Under Construction


Wow! I guess now I know what it means when people say: “everything about your life will change when you become a parent. ” I mean, I thought I conceptually understood that. But the concept of total change is nothing next to the reality of total change. All who preached, you may commence the eye rolling at my naivete now.
Our beautiful baby girl is five weeks old. The first month of her life has gone by so quickly and so slowly all at once. We’re older, constantly striving to be wiser, and mostly just trying to keep our heads above water these days. Sleep deprived, still healing, consumed with all the newness and that’s still to come, I’m feeling battered and bruised, at times sad, often euphoric and mostly just exhausted. It’s a heady, difficult, nerve – wracking, beautiful time.

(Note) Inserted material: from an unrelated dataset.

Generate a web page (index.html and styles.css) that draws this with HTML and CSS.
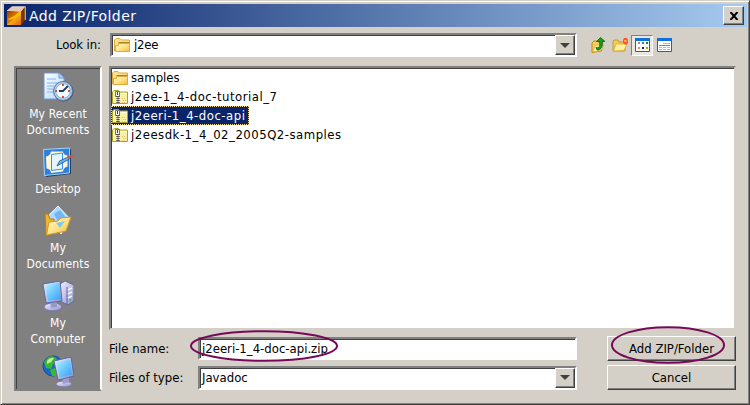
FILE: index.html
```html
<!DOCTYPE html>
<html lang="en">
<head>
<meta charset="utf-8">
<title>Add ZIP/Folder</title>
<link rel="stylesheet" href="styles.css">
</head>
<body>
<svg class="defs" width="0" height="0" aria-hidden="true">
  <defs>
    <linearGradient id="gold" x1="0" y1="0" x2="1" y2="1"><stop offset="0" stop-color="#fffbd0"/><stop offset=".5" stop-color="#ffe58a"/><stop offset="1" stop-color="#f0b840"/></linearGradient>
    <linearGradient id="screen" x1="0" y1="0" x2="1" y2="1"><stop offset="0" stop-color="#b8f4ff"/><stop offset=".5" stop-color="#6cc8fc"/><stop offset="1" stop-color="#3c9cf4"/></linearGradient>
    <linearGradient id="metal" x1="0" y1="0" x2="1" y2="1"><stop offset="0" stop-color="#f4f4ff"/><stop offset="1" stop-color="#8c8cc8"/></linearGradient>
    <linearGradient id="paper" x1="0" y1="0" x2="1" y2="1"><stop offset="0" stop-color="#fff"/><stop offset="1" stop-color="#b4d8fc"/></linearGradient>
    <linearGradient id="cube" x1="0" y1="0" x2="1" y2="1"><stop offset="0" stop-color="#9c4800"/><stop offset=".45" stop-color="#e07800"/><stop offset=".55" stop-color="#f8a820"/><stop offset="1" stop-color="#e06000"/></linearGradient>
    <symbol id="folder" viewBox="0 0 16 16">
      <path d="M.5 14V3L2 1.500h4L7.500 3H15.500V14Z" fill="#fbe08c" stroke="#dca83c"/>
      <path d="M4.500 5.500h11" stroke="#b08020"/>
      <path d="M1.500 14.500V8.500h3V6.500h11v8Z" fill="url(#gold)" stroke="#e0ac3c"/>
    </symbol>
    <symbol id="zip" viewBox="0 0 16 16">
      <path d="M.5 14.500V3L2 1.500h4.500L8 3h7.500v11.500Z" fill="#f8f2a4" stroke="#aaa426"/>
      <path d="M9 4.500h6" stroke="#fffde0"/>
      <path d="M3.500 2.500h4v5h-4z" fill="#f4f4f4" stroke="#777"/>
      <path d="M5 3h1v3H5z" fill="#444"/>
      <path d="M6 7v8" stroke="#222" stroke-width="3" stroke-dasharray="1 1"/>
      <path d="M6 7v8" stroke="#888"/>
      <path d="M10 9h1v1h-1zm2 0h1v1h-1zm-1 2h1v1h-1zm2 0h1v1h-1zm-3 2h1v1h-1zm2 0h1v1h-1z" fill="#f0b870"/>
    </symbol>
  </defs>
</svg>
<div class="window">
  <header class="titlebar">
    <svg class="app" viewBox="0 0 20 20"><path d="M1 5 6 1h13v13l-4 5H1Z" fill="#743000"/><path d="M1 5 6 1h13l-4 5Z" fill="#e8c8b8"/><path d="M1 6h14v13H1Z" fill="url(#cube)"/><path d="M2 13 8 10l5-4h2v2l-5 4-7 2Z" fill="#f8bc00"/><path d="M15 6 19 1v13l-4 5Z" fill="#763800"/><path d="M1 5 6 .7h13.300V14" fill="none" stroke="#fff3df" stroke-width=".8"/></svg>
    <h1>Add ZIP/Folder</h1>
    <button class="close" aria-label="Close"><svg width="10" height="8" viewBox="0 0 10 8"><path d="m1.500 0 7 8m0-8-7 8" stroke="#000" stroke-width="2"/></svg></button>
  </header>
  <div class="toolbar">
    <span class="lookin">Look in:</span>
    <div class="combo place"><svg class="small" viewBox="0 0 16 16"><use href="#folder"/></svg><span class="snug">j2ee</span><i class="arrow"></i></div>
    <div class="tools">
      <span class="tool"><svg width="16" height="16" viewBox="0 0 16 16"><path d="M2 15.500V6l2-2h3l1.500 1h4L11.500 14Z" fill="#f4d060" stroke="#b88818"/><path d="m2.500 15 3-7H14l-3 5.500Z" fill="#fff0a0" stroke="#dda820" stroke-width=".7"/><path d="M6 10.500c4 1 4-2 3.500-6H6.500L10.500.5l4.500 4h-2.800C12.700 9 12 13 7 13Z" fill="#179b20" stroke="#086410" stroke-width=".8"/></svg></span>
      <span class="tool"><svg width="16" height="16" viewBox="0 0 16 16"><path d="M1 14V4l1-1h4l1 2h6v9Z" fill="#f3cc57" stroke="#c89830"/><path d="M1.500 14 4 7h11l-3 6.500Z" fill="#fff1a0" stroke="#dda830" stroke-width=".8"/><path d="M12 1h3l1 2v3l-2 2-3-2V3Z" fill="#ff5428"/><path d="M12.500 3h2v2h-2z" fill="#ffd060"/></svg></span>
      <span class="tool pressed"><svg width="15" height="14" viewBox="0 0 15 14"><path d="M.5.5h14v13H.5Z" fill="#fff" stroke="#0868c8"/><path d="M0 0h15v3H0z" fill="#1070d8"/><path d="M3 4h2v2H3z" fill="#8c8c9c"/><path d="M7 4h2v2H7z" fill="#2488d8"/><path d="M11 4h2v2h-2z" fill="#109020"/><path d="M3 9h2v2H3z" fill="#f08060"/><path d="M7 9h2v2H7z" fill="#082888"/><path d="M11 9h2v2h-2z" fill="#c89800"/></svg></span>
      <span class="tool"><svg width="15" height="14" viewBox="0 0 15 14"><path d="M.5.5h14v13H.5Z" fill="#fff" stroke="#0868c8"/><path d="M0 0h15v3H0z" fill="#1070d8"/><path d="M6 5.500h7M2 9.500h3m1 0h3m1 0h3M2 11.500h3m1 0h3m1 0h3" stroke="#b4b8bc"/><path d="M2 7.500h11" stroke="#4090e0"/></svg></span>
    </div>
  </div>
  <main class="content">
    <nav class="places">
      <a><svg viewBox="0 0 32 32"><path d="M2 2h15l5 5v21H2Z" fill="url(#paper)" stroke="#6898e0"/><path d="M17 2v5h5" fill="#b0d0ff" stroke="#6898e0"/><path d="M5 8h9M5 12h11M5 15h7M5 18h6M5 21h6" stroke="#80b4f4"/><circle cx="21.500" cy="20.500" r="10" fill="#454f70"/><circle cx="21" cy="20" r="9.500" fill="#b4d0ec" stroke="#5878a8"/><circle cx="21" cy="20" r="7.300" fill="#f4fbff" stroke="#8cb0d8"/><path d="m26 15-5 5h-4" fill="none" stroke="#243864" stroke-width="1.800"/><path d="M20 13h2v2h-2zm0 12h2v2h-2zm-7-6h2v2h-2zm13 0h2v2h-2z" fill="#e85020"/></svg><span>My Recent</span><span>Documents</span></a>
      <a><svg viewBox="0 0 32 32"><path d="M3 4 29 3v25L4 31Z" fill="#263a60"/><path d="M1.500 3.500 27.500 2v25L2.500 29.500Z" fill="#2f80dc" stroke="#9cd8fc"/><path d="M9 5.500h12q0 3 4.500 4v11q-4 1-4.500 5l-12 1.500q0-4-4.500-4.500l-.5-12Q8 10 9 5.500Z" fill="#fff6d4"/><path d="m9.500 8.500 11-1.500v16l-11 1.500Z" fill="#e4f4ff" stroke="#3890e0"/><path d="m15 20 2.500-5 8.500-4 1.500 2-9 5Z" fill="#62b4ec" stroke="#284c80" stroke-width=".8"/><path d="m25 11 5-2.500 1.500 1.500-4.500 3Z" fill="#e05038"/></svg><span>Desktop</span></a>
      <a><svg viewBox="0 0 32 32"><path d="M5 12 16 1l12 13-9 15Z" fill="#acd8ff" stroke="#e8faff"/><path d="m12 9 6-4 6 8-7 5Z" fill="#6eb6f8"/><path d="M3 9h3l2 5h4v13l-8 4Z" fill="#efb52c" stroke="#b87814"/><path d="m4.500 30 2.500-13 9-1 3-3 10-1-5 14-19 4Z" fill="url(#gold)" stroke="#d49824"/><path d="m14 18 9-2-5 7Z" fill="#80c8f4"/></svg><span>My</span><span>Documents</span></a>
      <a><svg viewBox="0 0 32 32"><path d="m18 4 5-3 9 4v16l-6 4-8-4Z" fill="url(#metal)" stroke="#6868a0"/><path d="M25 7v18" stroke="#6464a8"/><path d="m26 10 4-2m-4 6 4-2m-4 6 4-2" stroke="#f4f4ff" stroke-width="1.500"/><path d="M27 19h2v2h-2z" fill="#38d050"/><ellipse cx="11" cy="27" rx="9" ry="4" fill="url(#metal)" stroke="#7070a4"/><path d="m8 21 7-1v7l-6 1Z" fill="#9a9ac8"/><path d="m1 4 17-3 2 20-16 2Z" fill="url(#metal)" stroke="#5868a8"/><path d="m3 5 14-2 2 16-13 2Z" fill="url(#screen)"/></svg><span>My</span><span>Computer</span></a>
      <a><svg viewBox="0 0 32 32"><circle cx="11" cy="11" r="10" fill="#1768d0" stroke="#174890"/><path d="M2 7q5-8 11-5l3 4-5 3-2 5-5-1Zm6 8 7-3 3 4-3 5h-5Z" fill="#38b830"/><path d="M5 6q3-4 7-3l-3 4-4 2Z" fill="#c4f094"/><ellipse cx="22" cy="29" rx="8" ry="3" fill="url(#metal)" stroke="#7878a8"/><path d="m20 22 7-1v6l-6 2Z" fill="#9c9ccc"/><path d="m12 6 17-4 3 19-16 4Z" fill="url(#metal)" stroke="#5868a8"/><path d="m14 7.500 14-3 2 15-12 3Z" fill="url(#screen)"/></svg></a>
    </nav>
    <section class="right">
      <ul class="files">
        <li><svg class="small" viewBox="0 0 16 16"><use href="#folder"/></svg><span>samples</span></li>
        <li><svg class="small" viewBox="0 0 16 16"><use href="#zip"/></svg><span class="wide">j2ee-1_4-doc-tutorial_7</span></li>
        <li class="selected"><svg class="small" viewBox="0 0 16 16"><use href="#zip"/></svg><span class="wide">j2eeri-1_4-doc-api</span></li>
        <li><svg class="small" viewBox="0 0 16 16"><use href="#zip"/></svg><span class="wide">j2eesdk-1_4_02_2005Q2-samples</span></li>
      </ul>
      <div class="form">
        <span>File name:</span>
        <div class="field"><span>j2eeri-1_4-doc-api.zip</span><svg class="mark mark-name" viewBox="0 0 148 32"><ellipse cx="74" cy="16" rx="73" ry="14.800"/></svg></div>
        <div class="button"><span>Add ZIP/Folder</span><svg class="mark mark-add" viewBox="0 0 114 38"><ellipse cx="57" cy="19" rx="56" ry="17.800"/></svg></div>
        <span>Files of type:</span>
        <div class="combo type"><span>Javadoc</span><i class="arrow"></i></div>
        <div class="button"><span>Cancel</span></div>
      </div>
    </section>
  </main>
</div>
</body>
</html>
```
FILE: styles.css
```css
* { box-sizing: border-box; }
body {
  margin: 0;
  background: #d4d0c8;
  font: 13px/16px "DejaVu Sans Condensed", "DejaVu Sans", sans-serif;
  font-stretch: condensed;
  color: #000;
}
span, h1 { white-space: nowrap; }
.defs { position: absolute; }
.window {
  width: 750px;
  height: 405px;
  padding: 2px;
  background: #d4d0c8;
  border: 1px solid;
  border-color: #d4d0c8 #404040 #404040 #d4d0c8;
  box-shadow: inset 1px 1px #fff, inset -1px -1px #808080;
}
.titlebar {
  display: flex;
  align-items: center;
  height: 23px;
  margin: 1px 0 0 1px;
  padding: 0 3px 0 2px;
  background: linear-gradient(90deg, #0a246a, #a6caf0);
}
.app { width: 20px; height: 20px; }
h1 {
  flex: 1;
  margin: 0 0 0 3px;
  color: #fff;
  font: 14px/16px "DejaVu Sans", sans-serif;
  font-stretch: normal;
  letter-spacing: .4px;
}
.close, .arrow, .button {
  border: 1px solid;
  border-color: #fff #404040 #404040 #fff;
  background: #d4d0c8;
  box-shadow: inset -1px -1px #808080;
}
.close { display: flex; align-items: center; justify-content: center; width: 21px; height: 19px; padding: 0; }
.toolbar { display: flex; align-items: center; height: 24px; margin-top: 6px; }
.lookin { width: 107px; padding-left: 53px; letter-spacing: -.1px; }
.snug { letter-spacing: -.2px; }
.wide { letter-spacing: .5px; }
.combo, .field {
  display: flex;
  align-items: center;
  border: 2px solid;
  border-color: #808080 #fff #fff #808080;
  background: #fff;
  box-shadow: inset 1px 1px #404040;
}
.place { width: 467px; height: 24px; padding-left: 2px; gap: 4px; }
.small { flex: none; width: 16px; height: 16px; }
.arrow { display: flex; align-items: center; justify-content: center; width: 20px; height: 20px; margin-left: auto; }
.arrow::after { content: ""; border: 5px solid transparent; border-top-color: #404040; border-bottom: 0; }
.tools { display: flex; align-items: center; margin-left: 10px; }
.tool { display: flex; align-items: center; justify-content: center; width: 22px; height: 21px; }
.pressed { border: 1px solid; border-color: #808080 #fff #fff #808080; background: #e9e7e3; }
.content { display: flex; gap: 7px; margin: 9px 10px 0 11px; height: 325px; }
.places {
  display: flex;
  flex-direction: column;
  gap: 8px;
  width: 88px;
  padding-top: 3px;
  overflow: hidden;
  border: 2px solid;
  border-color: #808080 #fff #808080 #808080;
  background: #808080;
  box-shadow: inset 1px 1px #404040;
  color: #fff;
  font-size: 12px;
  letter-spacing: .15px;
}
.places a { display: flex; flex-direction: column; align-items: center; }
.places a svg { width: 32px; height: 32px; margin-bottom: 3px; }
.right { width: 627px; }
.files {
  height: 264px;
  margin: 0;
  padding: 0;
  list-style: none;
  border: 2px solid;
  border-color: #808080 #d4d0c8 #d4d0c8 #808080;
  background: #fff;
  box-shadow: inset 1px 1px #404040;
}
.files li { display: flex; align-items: center; gap: 3px; width: 138px; height: 19px; padding-left: 1px; }
.files .selected { background: #0a246a; color: #fff; outline: 1px dotted #f5db95; outline-offset: -1px; }
.form {
  display: grid;
  grid-template-columns: 89px 379px 129px;
  grid-template-rows: 25px 25px;
  row-gap: 4px;
  margin-top: 6px;
  align-items: center;
}
.field { position: relative; height: 23px; padding-left: 2px; }
.type { height: 24px; padding-left: 2px; }
.button { position: relative; display: flex; align-items: center; justify-content: center; height: 25px; margin-left: 30px; width: 129px; }
.mark { position: absolute; fill: none; stroke: #780858; stroke-width: 2; overflow: visible; }
.mark-name { left: -10px; top: -9px; width: 148px; height: 32px; }
.mark-add { left: 3px; top: -11px; width: 114px; height: 38px; }
```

Having a baby after seven years of loss and infertility, it’s a bitter pill to swallow when I see traces of sadness, worry, anxiety and stress within me. I thought having tried so hard to find my way to my baby, I would be immune to all these completely natural feelings new mommies feel. It’s a bit of a rude awakening. But, it’s also comforting to see that I am a normal human being after all. Infertility tends to make you believe that you’re abnormal somehow. That natural conditions and emotions do not ever apply to you. To see that they do makes me feel normal after all these days.
I’m here: at the intersection of parenthood and infertility. I still look down at this tiny human in disbelief, while completely in love with her and knowing her as my child at a cellular level. It’s a jarring juxtaposition. But, every time she nozzles up against me, every time she latches on to be fed, and every time she gives me a big poopy diaper to change, I move a bit farther away from my infertile role and into the frenzy energy of my mother role. And the practical and the emotional merge a little more.
A lot of adjusting remains. I’m in awe of those mothers who seem to be on a perpetual roll, jamming along with Mommy & Me meet ups, play dates, errands and social engagements. I’m barely functional when I leave the apartment for a walk around the neighborhood. And don’t even get me started on breastfeeding in public. How in the heck…? But, perhaps one the most important goals of mine is to find that balance between being a dedicated mom and a complete and independent human being who engages and pursues personal passions and interests. I want to find time to keep writing, photographing and expressing myself creatively. I want my baby to have a mom who’s authentic and true to her personal interests as much as her most important role– that of her mommy. I want her to know that it’s her right to want it all in life.
But, this is only week five. And I’m a mom under construction. I’m a work in progress and I’ve got a lot to learn. So, blog entries might be scarce, social engagements might have to wait and neighborhood walks might be a bit rocky for a little longer. My baby and I will forge ahead, accomplishing small milestones and learning from and teaching each other how to be mommy a baby.
I can’t wait! 


About Atilovesparis

I am one with many faces, states and moods. I am a liberal progressive and an old fashion romantic. I am an aspiring writer and a mother-in-waiting. I am a Francophile. I am not defined by what I do for a living, but by my goals, thoughts, ideas, hopes, views, experiences and accomplishments. I am simple and complicated. I am me...
This entry was posted in baby, Bébé, Create Yourself, IF, Kids, Life Lessons, Life with baby, motherhood, parenthood, TTC. Bookmark the permalink.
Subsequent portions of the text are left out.